The answer is a single number: how many lines hold the string "code".
** BEGIN Task data **
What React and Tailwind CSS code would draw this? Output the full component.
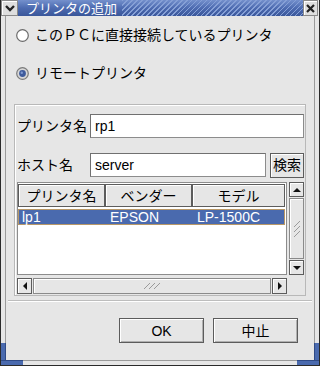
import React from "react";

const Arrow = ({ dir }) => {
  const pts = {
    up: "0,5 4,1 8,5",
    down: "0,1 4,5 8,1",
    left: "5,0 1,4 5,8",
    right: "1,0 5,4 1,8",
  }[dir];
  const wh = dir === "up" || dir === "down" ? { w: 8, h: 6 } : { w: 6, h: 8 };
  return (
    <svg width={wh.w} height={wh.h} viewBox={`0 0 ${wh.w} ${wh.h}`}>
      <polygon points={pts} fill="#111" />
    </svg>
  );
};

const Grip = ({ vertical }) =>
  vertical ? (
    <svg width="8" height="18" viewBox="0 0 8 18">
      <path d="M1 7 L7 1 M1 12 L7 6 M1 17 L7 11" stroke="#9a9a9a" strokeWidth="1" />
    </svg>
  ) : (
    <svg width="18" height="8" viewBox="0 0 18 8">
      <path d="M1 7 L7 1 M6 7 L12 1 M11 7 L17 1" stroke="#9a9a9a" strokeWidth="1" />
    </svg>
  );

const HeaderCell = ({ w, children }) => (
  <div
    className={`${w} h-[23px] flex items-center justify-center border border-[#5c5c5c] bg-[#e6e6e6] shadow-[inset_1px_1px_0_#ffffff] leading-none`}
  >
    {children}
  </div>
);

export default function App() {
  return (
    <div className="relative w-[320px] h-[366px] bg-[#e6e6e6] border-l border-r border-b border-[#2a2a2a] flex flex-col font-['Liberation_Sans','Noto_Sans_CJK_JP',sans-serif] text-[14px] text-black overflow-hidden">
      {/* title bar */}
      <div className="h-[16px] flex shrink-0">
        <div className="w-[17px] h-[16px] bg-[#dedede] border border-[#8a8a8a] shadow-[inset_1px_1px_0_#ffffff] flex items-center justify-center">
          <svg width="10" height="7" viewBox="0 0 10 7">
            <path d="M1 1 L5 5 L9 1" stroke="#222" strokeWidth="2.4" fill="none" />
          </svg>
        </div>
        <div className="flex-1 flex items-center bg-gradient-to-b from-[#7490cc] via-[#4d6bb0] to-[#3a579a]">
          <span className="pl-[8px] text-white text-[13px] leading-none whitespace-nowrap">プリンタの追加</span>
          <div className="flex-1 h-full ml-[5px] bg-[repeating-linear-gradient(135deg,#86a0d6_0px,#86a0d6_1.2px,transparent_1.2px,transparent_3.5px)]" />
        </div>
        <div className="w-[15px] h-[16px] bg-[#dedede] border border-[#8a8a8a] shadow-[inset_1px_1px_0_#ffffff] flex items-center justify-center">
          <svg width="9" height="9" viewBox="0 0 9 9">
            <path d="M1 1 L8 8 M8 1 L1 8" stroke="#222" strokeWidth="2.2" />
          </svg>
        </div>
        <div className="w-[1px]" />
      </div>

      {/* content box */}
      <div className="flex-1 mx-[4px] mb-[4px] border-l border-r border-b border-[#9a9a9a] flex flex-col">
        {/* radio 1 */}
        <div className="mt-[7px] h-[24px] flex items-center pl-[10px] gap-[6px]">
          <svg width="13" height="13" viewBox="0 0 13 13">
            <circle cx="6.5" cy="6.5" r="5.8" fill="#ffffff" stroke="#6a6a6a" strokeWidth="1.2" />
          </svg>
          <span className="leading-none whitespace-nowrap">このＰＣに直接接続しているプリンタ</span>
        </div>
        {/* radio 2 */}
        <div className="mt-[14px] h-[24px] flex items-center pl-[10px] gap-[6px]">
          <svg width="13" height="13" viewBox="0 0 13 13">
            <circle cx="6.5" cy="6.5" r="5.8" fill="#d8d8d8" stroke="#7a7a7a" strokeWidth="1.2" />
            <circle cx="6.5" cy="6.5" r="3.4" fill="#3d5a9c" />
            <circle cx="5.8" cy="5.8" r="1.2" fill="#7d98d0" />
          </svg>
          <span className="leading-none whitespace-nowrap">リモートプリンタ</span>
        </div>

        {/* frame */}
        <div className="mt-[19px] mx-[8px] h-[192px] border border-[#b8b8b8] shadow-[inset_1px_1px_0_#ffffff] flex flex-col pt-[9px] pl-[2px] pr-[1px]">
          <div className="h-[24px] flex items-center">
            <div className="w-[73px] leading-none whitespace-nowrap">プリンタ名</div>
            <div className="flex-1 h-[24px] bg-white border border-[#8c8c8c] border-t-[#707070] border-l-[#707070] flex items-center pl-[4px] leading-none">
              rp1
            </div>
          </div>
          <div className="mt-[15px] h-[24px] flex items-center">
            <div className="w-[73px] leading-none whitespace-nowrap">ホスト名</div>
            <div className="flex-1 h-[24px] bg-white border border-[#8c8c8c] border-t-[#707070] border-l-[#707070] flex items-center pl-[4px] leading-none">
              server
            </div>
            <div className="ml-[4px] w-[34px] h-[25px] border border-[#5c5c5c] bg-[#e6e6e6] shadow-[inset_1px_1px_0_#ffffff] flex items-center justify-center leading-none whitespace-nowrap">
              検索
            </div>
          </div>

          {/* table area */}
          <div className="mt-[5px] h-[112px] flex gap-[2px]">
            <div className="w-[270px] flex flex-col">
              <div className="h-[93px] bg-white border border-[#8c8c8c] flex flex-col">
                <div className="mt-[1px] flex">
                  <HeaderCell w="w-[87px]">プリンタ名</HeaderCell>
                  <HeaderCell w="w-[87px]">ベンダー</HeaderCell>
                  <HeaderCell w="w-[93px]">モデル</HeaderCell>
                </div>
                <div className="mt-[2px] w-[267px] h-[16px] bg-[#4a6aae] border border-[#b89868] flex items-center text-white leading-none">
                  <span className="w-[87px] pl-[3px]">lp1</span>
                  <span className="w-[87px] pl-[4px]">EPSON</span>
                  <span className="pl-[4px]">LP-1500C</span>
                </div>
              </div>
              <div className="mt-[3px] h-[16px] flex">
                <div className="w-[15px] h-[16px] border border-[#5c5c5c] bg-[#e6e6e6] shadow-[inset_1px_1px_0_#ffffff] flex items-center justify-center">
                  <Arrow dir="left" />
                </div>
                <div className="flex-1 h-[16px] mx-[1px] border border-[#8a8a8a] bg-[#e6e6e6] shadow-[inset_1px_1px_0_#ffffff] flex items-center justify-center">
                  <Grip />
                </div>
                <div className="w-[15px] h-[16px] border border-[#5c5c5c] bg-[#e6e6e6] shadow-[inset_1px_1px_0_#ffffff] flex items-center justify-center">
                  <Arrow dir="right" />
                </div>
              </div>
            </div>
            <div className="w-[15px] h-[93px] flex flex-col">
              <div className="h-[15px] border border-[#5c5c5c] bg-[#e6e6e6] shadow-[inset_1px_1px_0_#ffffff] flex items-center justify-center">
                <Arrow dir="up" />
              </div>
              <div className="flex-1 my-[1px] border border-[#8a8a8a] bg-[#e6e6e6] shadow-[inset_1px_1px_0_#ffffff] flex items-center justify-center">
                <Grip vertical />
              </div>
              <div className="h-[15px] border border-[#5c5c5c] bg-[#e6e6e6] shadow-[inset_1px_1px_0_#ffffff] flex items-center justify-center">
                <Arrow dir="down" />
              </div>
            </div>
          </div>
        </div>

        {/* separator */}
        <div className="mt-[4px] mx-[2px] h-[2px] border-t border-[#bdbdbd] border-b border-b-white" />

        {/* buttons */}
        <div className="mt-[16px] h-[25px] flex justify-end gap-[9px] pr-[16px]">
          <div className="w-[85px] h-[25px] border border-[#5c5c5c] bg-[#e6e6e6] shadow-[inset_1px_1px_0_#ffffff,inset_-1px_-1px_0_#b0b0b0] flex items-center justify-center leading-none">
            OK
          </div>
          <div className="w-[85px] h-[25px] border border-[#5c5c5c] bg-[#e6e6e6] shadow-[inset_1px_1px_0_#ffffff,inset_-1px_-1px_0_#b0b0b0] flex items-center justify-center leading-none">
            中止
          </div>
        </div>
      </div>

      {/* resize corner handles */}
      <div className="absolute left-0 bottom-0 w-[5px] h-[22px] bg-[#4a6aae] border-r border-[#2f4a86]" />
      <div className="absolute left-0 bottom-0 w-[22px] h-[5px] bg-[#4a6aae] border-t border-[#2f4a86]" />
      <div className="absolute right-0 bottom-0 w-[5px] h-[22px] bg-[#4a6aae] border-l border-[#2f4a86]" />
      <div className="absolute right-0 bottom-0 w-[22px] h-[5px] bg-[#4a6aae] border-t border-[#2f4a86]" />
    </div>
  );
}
** END Task data **
** BEGIN Task data **
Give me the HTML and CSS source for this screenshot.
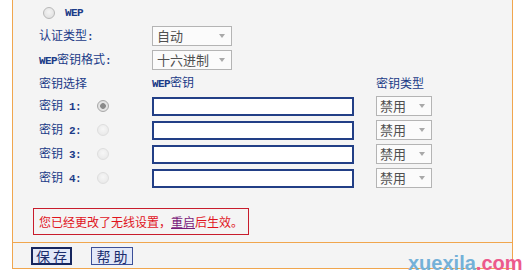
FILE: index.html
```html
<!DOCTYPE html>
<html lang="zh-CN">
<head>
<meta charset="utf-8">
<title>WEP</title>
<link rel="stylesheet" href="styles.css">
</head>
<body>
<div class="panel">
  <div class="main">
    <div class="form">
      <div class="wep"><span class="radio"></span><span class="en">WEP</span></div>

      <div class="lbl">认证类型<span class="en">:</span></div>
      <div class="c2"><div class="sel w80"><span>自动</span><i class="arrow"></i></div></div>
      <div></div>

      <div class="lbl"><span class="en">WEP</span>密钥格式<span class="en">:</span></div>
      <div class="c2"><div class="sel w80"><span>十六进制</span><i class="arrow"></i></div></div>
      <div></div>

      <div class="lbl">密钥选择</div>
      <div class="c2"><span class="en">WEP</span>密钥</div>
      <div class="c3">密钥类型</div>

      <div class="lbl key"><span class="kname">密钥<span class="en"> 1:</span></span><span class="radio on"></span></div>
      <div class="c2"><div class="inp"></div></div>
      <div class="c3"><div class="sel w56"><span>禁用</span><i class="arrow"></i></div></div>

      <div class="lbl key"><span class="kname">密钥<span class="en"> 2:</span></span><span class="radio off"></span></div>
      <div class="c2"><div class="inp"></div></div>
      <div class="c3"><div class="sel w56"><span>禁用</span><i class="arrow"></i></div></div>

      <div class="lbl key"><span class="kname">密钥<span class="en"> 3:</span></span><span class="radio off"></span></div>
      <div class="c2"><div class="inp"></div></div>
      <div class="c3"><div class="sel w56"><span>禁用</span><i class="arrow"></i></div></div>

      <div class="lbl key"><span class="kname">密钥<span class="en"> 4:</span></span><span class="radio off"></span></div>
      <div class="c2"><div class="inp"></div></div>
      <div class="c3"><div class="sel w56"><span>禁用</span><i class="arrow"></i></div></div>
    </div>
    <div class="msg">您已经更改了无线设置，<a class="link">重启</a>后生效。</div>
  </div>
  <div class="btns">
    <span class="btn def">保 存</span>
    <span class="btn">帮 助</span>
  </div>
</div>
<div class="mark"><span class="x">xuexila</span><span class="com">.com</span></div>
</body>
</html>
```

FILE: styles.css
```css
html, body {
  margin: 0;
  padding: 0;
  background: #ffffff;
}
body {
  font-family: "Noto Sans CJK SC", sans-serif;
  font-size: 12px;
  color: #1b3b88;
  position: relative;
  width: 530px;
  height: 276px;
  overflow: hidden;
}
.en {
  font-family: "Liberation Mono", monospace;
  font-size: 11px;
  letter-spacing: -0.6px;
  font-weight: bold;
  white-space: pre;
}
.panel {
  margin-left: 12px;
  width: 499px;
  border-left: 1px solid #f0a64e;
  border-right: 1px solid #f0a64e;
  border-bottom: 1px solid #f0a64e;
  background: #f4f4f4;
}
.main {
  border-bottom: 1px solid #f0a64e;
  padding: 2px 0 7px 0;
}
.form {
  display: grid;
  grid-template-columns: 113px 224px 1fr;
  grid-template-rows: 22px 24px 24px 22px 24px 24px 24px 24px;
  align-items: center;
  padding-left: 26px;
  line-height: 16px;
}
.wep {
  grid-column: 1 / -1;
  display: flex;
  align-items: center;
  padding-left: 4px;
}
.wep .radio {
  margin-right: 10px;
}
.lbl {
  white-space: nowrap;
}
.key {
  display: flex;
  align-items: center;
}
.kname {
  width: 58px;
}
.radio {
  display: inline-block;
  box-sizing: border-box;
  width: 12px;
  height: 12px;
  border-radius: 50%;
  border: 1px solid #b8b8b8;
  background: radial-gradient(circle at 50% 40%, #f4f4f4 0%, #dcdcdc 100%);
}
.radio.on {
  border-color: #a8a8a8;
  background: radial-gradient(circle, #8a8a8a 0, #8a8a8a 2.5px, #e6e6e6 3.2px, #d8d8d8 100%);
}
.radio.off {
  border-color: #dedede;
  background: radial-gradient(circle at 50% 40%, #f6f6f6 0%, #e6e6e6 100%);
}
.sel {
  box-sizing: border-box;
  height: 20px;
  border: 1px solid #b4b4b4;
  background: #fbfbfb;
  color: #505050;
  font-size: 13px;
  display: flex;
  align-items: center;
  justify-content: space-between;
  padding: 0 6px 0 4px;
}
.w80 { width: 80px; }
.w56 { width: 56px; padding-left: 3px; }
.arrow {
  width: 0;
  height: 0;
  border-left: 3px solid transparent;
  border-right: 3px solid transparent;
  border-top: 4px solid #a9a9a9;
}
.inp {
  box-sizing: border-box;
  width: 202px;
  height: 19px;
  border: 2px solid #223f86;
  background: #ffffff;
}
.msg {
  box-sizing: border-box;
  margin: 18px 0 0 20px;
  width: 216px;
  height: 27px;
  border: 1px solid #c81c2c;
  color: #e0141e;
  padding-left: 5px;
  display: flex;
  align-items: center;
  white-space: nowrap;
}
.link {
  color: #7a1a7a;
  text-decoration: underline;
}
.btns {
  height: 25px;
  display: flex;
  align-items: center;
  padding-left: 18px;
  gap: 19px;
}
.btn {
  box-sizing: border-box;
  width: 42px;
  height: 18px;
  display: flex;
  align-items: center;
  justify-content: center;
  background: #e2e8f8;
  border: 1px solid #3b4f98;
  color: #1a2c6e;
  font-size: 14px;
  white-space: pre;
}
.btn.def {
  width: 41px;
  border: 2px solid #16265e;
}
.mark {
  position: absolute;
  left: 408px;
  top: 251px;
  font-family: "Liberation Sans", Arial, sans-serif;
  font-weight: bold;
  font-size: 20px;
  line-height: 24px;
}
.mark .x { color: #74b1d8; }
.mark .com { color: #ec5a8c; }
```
** END Task data **
** BEGIN Task data **
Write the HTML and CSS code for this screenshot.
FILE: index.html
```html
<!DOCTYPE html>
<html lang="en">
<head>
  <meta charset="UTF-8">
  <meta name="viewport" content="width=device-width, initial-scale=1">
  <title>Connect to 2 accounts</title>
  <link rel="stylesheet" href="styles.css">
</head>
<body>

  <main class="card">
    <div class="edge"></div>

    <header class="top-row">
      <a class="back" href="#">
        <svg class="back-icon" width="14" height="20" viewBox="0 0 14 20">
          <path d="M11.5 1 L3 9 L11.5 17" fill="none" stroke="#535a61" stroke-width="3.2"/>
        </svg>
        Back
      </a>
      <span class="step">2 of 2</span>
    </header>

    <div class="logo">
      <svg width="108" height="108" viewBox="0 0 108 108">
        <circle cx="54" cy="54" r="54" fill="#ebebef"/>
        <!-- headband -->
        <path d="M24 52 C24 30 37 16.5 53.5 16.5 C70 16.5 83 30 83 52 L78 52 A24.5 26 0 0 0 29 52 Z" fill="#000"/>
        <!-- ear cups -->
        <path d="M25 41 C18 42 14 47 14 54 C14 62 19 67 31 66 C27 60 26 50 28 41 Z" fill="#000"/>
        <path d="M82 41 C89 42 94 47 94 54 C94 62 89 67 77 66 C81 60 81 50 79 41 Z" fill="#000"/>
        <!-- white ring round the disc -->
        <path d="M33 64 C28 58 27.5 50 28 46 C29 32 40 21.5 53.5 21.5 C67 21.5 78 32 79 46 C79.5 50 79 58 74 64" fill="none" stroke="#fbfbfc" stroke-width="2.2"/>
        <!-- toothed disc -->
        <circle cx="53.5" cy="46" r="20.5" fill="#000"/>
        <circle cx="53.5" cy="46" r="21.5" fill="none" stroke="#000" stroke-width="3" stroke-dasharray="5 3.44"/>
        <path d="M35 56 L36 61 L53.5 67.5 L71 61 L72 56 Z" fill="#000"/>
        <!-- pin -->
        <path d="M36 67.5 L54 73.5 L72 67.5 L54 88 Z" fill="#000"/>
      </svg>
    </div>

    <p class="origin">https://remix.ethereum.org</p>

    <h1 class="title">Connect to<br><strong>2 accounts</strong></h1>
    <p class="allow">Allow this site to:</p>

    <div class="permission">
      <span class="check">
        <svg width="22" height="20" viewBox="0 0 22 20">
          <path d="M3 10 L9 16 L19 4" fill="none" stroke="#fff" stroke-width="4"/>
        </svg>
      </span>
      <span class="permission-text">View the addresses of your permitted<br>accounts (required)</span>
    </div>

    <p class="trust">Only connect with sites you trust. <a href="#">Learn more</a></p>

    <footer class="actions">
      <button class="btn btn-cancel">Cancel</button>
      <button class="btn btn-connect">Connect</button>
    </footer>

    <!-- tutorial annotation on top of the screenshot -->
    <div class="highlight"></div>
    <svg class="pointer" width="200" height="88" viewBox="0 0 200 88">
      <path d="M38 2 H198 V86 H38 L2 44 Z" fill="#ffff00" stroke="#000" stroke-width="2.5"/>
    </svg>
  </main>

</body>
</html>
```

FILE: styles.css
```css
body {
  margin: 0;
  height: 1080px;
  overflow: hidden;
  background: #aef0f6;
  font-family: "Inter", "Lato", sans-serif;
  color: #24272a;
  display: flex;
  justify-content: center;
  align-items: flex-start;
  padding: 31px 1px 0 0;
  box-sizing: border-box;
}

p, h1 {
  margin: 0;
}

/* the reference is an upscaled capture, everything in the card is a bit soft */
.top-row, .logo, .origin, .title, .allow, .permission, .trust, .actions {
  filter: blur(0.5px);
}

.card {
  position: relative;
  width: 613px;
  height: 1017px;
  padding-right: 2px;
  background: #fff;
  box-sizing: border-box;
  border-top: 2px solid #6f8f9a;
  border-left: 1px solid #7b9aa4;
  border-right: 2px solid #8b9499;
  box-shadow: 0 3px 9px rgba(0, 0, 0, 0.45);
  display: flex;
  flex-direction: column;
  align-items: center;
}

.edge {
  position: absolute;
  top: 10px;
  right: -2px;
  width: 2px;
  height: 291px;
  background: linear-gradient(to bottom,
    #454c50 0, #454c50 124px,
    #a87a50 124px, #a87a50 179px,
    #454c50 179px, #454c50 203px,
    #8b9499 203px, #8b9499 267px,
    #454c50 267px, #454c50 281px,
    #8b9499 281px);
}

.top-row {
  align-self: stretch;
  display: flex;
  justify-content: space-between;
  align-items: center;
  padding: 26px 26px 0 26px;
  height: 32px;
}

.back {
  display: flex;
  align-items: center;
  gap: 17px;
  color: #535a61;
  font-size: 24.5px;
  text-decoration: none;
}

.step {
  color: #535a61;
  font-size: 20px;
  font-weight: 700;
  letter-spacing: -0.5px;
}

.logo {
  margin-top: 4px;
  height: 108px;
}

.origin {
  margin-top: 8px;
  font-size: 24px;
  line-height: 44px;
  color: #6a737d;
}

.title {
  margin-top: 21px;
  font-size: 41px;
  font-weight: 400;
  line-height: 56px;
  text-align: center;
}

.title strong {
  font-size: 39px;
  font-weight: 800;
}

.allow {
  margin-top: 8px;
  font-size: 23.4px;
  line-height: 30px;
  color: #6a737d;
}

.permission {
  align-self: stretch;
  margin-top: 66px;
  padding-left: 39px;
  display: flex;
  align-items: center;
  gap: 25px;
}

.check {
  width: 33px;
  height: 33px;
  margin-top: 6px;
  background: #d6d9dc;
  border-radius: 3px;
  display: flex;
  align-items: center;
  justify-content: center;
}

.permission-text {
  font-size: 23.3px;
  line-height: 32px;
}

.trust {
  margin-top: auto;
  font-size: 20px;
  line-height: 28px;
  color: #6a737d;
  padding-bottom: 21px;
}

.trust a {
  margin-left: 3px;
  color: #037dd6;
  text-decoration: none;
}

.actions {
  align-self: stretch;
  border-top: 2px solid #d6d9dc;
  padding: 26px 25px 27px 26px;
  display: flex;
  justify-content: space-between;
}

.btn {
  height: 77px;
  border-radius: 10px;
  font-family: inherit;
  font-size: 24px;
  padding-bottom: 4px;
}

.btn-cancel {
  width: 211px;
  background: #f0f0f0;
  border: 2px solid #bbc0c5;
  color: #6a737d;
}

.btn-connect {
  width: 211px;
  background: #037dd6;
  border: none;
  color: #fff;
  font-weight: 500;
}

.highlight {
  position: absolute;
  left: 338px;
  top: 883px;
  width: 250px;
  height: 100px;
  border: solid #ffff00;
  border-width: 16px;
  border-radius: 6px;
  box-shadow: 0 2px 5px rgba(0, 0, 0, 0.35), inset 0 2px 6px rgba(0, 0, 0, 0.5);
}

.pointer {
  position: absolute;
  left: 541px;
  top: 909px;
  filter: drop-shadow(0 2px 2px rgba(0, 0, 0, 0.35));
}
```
** END Task data **
◆ Answer to the problem ◆
2